* _What the task requires_: Search the material for the word "styles" and copy each line that holds it.

* _Data lines_:
▬▬▬▬▬▬

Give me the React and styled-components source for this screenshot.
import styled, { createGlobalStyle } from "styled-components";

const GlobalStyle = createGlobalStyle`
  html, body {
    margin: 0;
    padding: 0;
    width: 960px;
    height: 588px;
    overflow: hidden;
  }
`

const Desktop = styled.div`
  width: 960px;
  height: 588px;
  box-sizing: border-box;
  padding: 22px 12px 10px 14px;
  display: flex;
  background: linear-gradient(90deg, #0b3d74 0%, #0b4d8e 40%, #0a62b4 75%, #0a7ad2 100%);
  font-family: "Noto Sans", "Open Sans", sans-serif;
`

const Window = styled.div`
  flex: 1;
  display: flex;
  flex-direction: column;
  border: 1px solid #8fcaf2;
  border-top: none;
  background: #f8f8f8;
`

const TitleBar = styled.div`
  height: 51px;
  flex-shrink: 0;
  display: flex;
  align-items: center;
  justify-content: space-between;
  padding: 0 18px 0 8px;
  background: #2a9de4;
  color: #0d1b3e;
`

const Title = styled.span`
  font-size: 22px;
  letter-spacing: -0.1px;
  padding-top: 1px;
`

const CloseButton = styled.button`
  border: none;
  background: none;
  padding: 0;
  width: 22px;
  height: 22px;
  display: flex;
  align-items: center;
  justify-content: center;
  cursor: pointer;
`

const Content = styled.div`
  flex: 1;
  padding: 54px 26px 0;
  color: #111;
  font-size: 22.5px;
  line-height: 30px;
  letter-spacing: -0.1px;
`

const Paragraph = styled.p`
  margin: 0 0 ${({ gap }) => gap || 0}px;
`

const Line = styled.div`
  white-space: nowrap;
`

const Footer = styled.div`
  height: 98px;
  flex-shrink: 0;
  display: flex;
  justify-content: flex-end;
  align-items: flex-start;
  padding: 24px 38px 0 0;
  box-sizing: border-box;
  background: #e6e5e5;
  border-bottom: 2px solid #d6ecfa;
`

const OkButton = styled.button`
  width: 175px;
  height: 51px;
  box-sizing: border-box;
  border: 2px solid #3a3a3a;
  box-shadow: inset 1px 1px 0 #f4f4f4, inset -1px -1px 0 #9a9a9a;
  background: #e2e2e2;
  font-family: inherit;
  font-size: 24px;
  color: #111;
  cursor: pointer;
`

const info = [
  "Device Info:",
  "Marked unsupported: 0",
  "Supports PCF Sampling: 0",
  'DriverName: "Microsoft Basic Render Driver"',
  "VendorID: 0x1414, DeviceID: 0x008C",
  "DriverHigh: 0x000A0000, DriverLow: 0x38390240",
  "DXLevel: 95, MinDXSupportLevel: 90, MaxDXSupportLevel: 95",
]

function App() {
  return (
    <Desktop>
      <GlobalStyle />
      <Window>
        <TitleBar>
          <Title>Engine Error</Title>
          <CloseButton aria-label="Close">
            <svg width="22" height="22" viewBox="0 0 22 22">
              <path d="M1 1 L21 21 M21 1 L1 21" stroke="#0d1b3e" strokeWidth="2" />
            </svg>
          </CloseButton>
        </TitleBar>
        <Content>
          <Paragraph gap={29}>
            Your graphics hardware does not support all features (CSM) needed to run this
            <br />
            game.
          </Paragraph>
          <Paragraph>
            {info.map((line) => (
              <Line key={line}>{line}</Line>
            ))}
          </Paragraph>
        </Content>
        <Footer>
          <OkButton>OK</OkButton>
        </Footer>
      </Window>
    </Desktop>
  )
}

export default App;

▬▬▬▬▬▬

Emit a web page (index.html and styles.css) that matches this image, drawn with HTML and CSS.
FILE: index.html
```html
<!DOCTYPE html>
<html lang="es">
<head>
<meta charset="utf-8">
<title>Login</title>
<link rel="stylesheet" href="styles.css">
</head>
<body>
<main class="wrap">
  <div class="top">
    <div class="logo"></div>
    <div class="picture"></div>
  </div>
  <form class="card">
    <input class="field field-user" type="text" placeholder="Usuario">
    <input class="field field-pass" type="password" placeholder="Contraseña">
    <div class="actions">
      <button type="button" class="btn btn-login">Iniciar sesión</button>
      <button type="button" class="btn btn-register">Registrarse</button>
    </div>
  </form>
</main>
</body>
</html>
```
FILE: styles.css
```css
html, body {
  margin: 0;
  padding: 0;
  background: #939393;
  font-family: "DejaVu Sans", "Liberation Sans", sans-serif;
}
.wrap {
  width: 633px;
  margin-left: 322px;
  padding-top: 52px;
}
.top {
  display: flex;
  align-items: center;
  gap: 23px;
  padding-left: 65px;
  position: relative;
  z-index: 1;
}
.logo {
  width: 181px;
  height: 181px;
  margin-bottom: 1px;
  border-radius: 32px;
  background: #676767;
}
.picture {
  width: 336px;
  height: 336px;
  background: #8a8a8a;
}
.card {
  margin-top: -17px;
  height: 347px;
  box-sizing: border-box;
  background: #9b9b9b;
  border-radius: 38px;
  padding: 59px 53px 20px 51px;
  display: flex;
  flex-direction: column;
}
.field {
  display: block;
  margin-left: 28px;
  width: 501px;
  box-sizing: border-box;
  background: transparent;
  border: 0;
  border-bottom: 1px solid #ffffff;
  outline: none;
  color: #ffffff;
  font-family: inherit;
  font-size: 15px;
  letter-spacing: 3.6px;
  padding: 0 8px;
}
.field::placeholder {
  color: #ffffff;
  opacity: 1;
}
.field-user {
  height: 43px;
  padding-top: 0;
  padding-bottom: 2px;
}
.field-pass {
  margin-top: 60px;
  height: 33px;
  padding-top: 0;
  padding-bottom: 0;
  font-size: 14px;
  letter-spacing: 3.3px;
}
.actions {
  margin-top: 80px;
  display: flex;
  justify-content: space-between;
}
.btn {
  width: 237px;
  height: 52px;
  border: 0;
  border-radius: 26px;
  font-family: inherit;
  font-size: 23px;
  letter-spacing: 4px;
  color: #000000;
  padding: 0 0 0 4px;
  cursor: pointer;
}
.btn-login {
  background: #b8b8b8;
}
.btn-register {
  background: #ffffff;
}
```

▬▬▬▬▬▬

* _The reply_:
Emit a web page (index.html and styles.css) that matches this image, drawn with HTML and CSS.
<link rel="stylesheet" href="styles.css">
FILE: styles.css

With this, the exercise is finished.